Lattice Effects in Flux Phases

Abstract

The uniform flux phases of the t-J model are studied using a slave boson representation. The gaussian fluctuations around the mean field saddle point are calculated. A key feature is the cancellation of Hall conductances of the spinons and the holons, in the limit of small doping. This cancellation leads to a pole in the global electromagnetic response function, in a mechanism which is very similar to anyon superconductivity. Our main focus has been to evaluate the Hall conductance of the global system as a function of frequency and wave vector. Using various examples, we show that because of the cancellation of the two Hall conductances in the static and long wave-length limit, the behaviour of the global system is very sensitive to lattice effects. For instance, P. Wiegmann has found that the global Hall conductance vanishes in the static and long wave length limit, if one uses the response functions for the two dimensional continuous system.
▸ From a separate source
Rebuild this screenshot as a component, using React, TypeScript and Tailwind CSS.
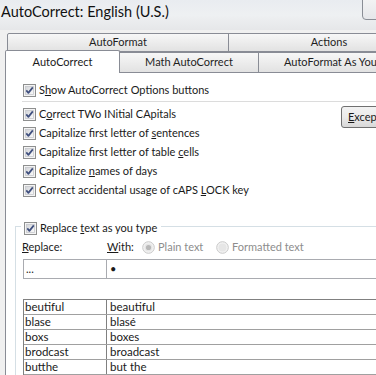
import React from "react";

const Check = () => (
  <svg width="13" height="13" viewBox="0 0 13 13" className="shrink-0">
    <defs>
      <linearGradient id="cbg" x1="0" y1="0" x2="1" y2="1">
        <stop offset="0" stopColor="#d2d4d8" />
        <stop offset="1" stopColor="#fbfbfb" />
      </linearGradient>
    </defs>
    <rect x="0.5" y="0.5" width="12" height="12" fill="#f4f4f4" stroke="#8e8f8f" />
    <rect x="2.5" y="2.5" width="8" height="8" fill="url(#cbg)" stroke="#c6c8cc" strokeWidth="0.8" />
    <path d="M3.3 6.4 L5.4 8.9 L9.8 3.4" fill="none" stroke="#3f4f7e" strokeWidth="1.7" strokeLinejoin="round" />
  </svg>
);

const Radio = ({ on }: { on?: boolean }) => (
  <svg width="13" height="13" viewBox="0 0 13 13" className="shrink-0">
    <circle cx="6.5" cy="6.5" r="5.8" fill="#f3f3f3" stroke="#c8c8c8" />
    <circle cx="6.5" cy="6.5" r="4" fill="#e6e6e6" />
    {on && <circle cx="6.5" cy="6.5" r="2.6" fill="#b8b8b8" />}
  </svg>
);

const Row = ({ children }: { children: React.ReactNode }) => (
  <div className="flex items-center h-[19px] gap-[3px] whitespace-nowrap">
    <Check />
    <span>{children}</span>
  </div>
);

const tabBase =
  "flex items-center shrink-0 whitespace-nowrap overflow-hidden border border-[#898c95] bg-gradient-to-b from-[#f7f7f7] to-[#e2e2e2] text-[#1e1e1e]";

const rows: [string, string][] = [
  ["beutiful", "beautiful"],
  ["blase", "blasé"],
  ["boxs", "boxes"],
  ["brodcast", "broadcast"],
  ["butthe", "but the"],
];

export default function App() {
  return (
    <div
      className="relative w-[376px] h-[375px] overflow-hidden bg-[#f0f0f0] text-[11px] text-[#1a1a1a]"
      style={{ fontFamily: 'Lato, "Noto Sans", sans-serif' }}
    >
      {/* title bar */}
      <div className="h-[30px] flex items-start bg-gradient-to-b from-[#e9ecf0] via-[#eef0f2] to-[#e6e7e9]">
        <span className="text-[14.5px] leading-[24px] pl-[1px] text-[#111]">AutoCorrect: English (U.S.)</span>
      </div>
      <div className="absolute left-[362px] top-[-6px] w-[30px] h-[26px] rounded-[4px] border border-[#8a8e96] bg-gradient-to-b from-[#f6f6f6] to-[#e6e7ea]" />

      <div className="pl-[5px]">
        {/* tab row 1 */}
        <div className="flex mt-[3px] ml-[2px]">
          <div className={tabBase + " justify-center w-[222px] h-[19px] rounded-tl-[2px]"}>AutoFormat</div>
          <div className={tabBase + " justify-center w-[202px] h-[19px] -ml-px"}>Actions</div>
        </div>
        {/* tab row 2 */}
        <div className="flex items-start -mt-[2px] h-[23px]">
          <div className="relative z-10 shrink-0 flex items-center justify-center w-[115px] h-[23px] border border-b-0 border-[#898c95] bg-white rounded-t-[2px]">
            AutoCorrect
          </div>
          <div className={tabBase + " justify-center w-[140px] h-[20px] mt-[2px] -ml-px border-b-0"}>Math AutoCorrect</div>
          <div className={tabBase + " justify-start w-[150px] h-[20px] mt-[2px] -ml-px border-b-0 pl-[25px]"}>
            AutoFormat As You Type
          </div>
        </div>
        {/* panel */}
        <div className="-mt-px h-[330px] bg-white border-l border-t border-[#898c95] pl-[17px] pt-[8px]">
          <Row>
            S<u>h</u>ow AutoCorrect Options buttons
          </Row>
          <div className="mt-[1px] -ml-[1px] h-px bg-[#dcdcdc]" />
          <div className="flex items-start mt-[3px]">
            <div className="w-[318px] shrink-0">
              <Row>
                C<u>o</u>rrect TWo INitial CApitals
              </Row>
              <Row>
                Capitalize first letter of <u>s</u>entences
              </Row>
              <Row>
                Capitalize first letter of table <u>c</u>ells
              </Row>
              <Row>
                Capitalize <u>n</u>ames of days
              </Row>
              <Row>
                Correct accidental usage of cAPS <u>L</u>OCK key
              </Row>
            </div>
            <div className="mt-[1px] shrink-0 w-[90px] h-[22px] rounded-[3px] border border-[#707070] bg-gradient-to-b from-[#f2f2f2] via-[#ebebeb] to-[#d8d8d8] flex items-center pl-[6px] whitespace-nowrap">
              <u>E</u>xceptions...
            </div>
          </div>

          {/* group box */}
          <div className="mt-[26px] -ml-[8px] border-t border-l border-[#d5dfe5] h-[200px]">
            <div className="-mt-[8px] ml-[5px] pl-[3px] pr-[4px] bg-white w-fit">
              <Row>
                Replace <u>t</u>ext as you type
              </Row>
            </div>
            <div className="flex items-center h-[19px] pl-[6px] whitespace-nowrap">
              <span className="w-[85px] shrink-0">
                <u>R</u>eplace:
              </span>
              <span className="w-[35px] shrink-0">
                <u>W</u>ith:
              </span>
              <Radio on />
              <span className="ml-[3px] w-[58px] text-[#8d8d8d]">Plain text</span>
              <Radio />
              <span className="ml-[3px] text-[#8d8d8d]">Formatted text</span>
            </div>
            <div className="flex mt-[2px] ml-[7px] h-[20px]">
              <div className="w-[84px] shrink-0 border border-[#a9abb0] pl-[2px] leading-[18px]">...</div>
              <div className="w-[300px] shrink-0 -ml-px border border-[#a9abb0] pl-[3px] leading-[18px]">•</div>
            </div>
            <div className="mt-[20px] ml-[7px] w-[400px] border-t border-l border-[#808080] text-[11.5px]">
              {rows.map(([a, b]) => (
                <div key={a} className="flex h-[15px] border-b border-[#a0a0a0] leading-[14px]">
                  <div className="w-[83px] shrink-0 border-r border-[#808080] pl-[1px]">{a}</div>
                  <div className="pl-[3px]">{b}</div>
                </div>
              ))}
            </div>
          </div>
        </div>
      </div>
    </div>
  );
}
However, a direct calculation of the response functions starting from the Hofstadter spectrum leads to a finite Hall conductance in the absence of an external field. We show how this formalism can be used to calculate the local magnetic field which muons are expected to measure. The electric field of the muons induces a finite Hall current which in turn creates a finite magnetic field at the muon sites. Screening of the magnetic field by the Meissner effect has been taken into account and dielectric screening as well. Preliminary results indicate that the predicted fields are approximately one order of magnitude larger than the upper bound from experimental results obtained by the Vancouver group.